Advent of Code 2024 notes
| Problem statements | Source code
2024 was supposedly my fourth year doing AoC, but I actually did it retrospectively in 2025. I was completely occupied with final season and schoolwork in December. The spring of 2024, I took the infamous systems programming class where I practiced Rust. Then in fall, I took a compilers class entirely in OCaml and a software analysis and verification class that was half-Haskell half-Rust. Later in spring 2025, I took a formal semantics class in Rocq. My prowess with programming languages grew significantly, and I decided to try out the new hammer in my toolbox: OCaml.
I thought OCaml would be as elegant and enjoyable as Haskell, but it turned out to be on the other side of the spectrum. I pretty much lamented everything that Haskell has but OCaml lacks, and equally detested everything that OCaml exclusively has. For example, I can't resist using while, arrays, and loops because they make my brain feel at ease, which I had to later refactor into recursion. On the other hand, I really missed Haskell's powerful abstractions—what's an FP language without function composition, lazy evaluation, and immutable collections? OCaml's standard library is also extremely bare-bones, especially compared to Haskell's. It doesn't even have a polymorphic print function.
I enjoyed this year's tributes to past years' themes, although I only have experience with half of them. I did expect more connection in the actual puzzle though, like same input format or similar algorithms, but looks like the connection is only present in the first paragraph or two.

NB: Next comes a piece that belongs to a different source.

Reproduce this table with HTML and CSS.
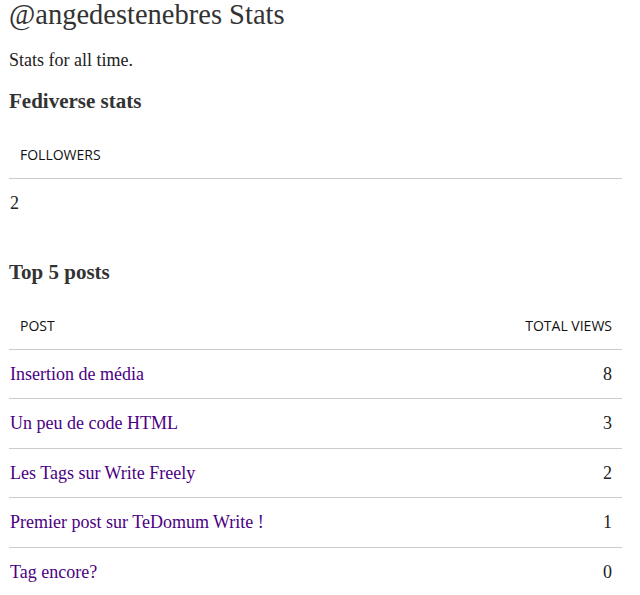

Difficulty-wise, I think 2024 is tuned down from 2022 and 2023. Everything was pretty frictionless until 14, whose part 2 I had to search on Reddit for hints. 17 took a good amount of my time, but I enjoyed these VM problems as always. I would consider 18 demanding some thought (I messed up part 2 initially with node allocation, which I had to debug for a while). 21 is by far the hardest problem of the year, and perhaps even the hardest of all times. I was traveling when doing this, and I spent a night and a train ride solving it. 23 is only hard because I can't cheat with igraph or networkx (which I would have done if I chose R or Python). 24 wasn't particularly hard (if one knows the structure of an adder) but very tedious to code up. My initial solution was more of a "computer-assisted solution" since it stops every time a swap is continued, and only restarts when the swap is hard-coded in the source code. My revised algorithm gets rid of this, but it still relies on mercy of the input.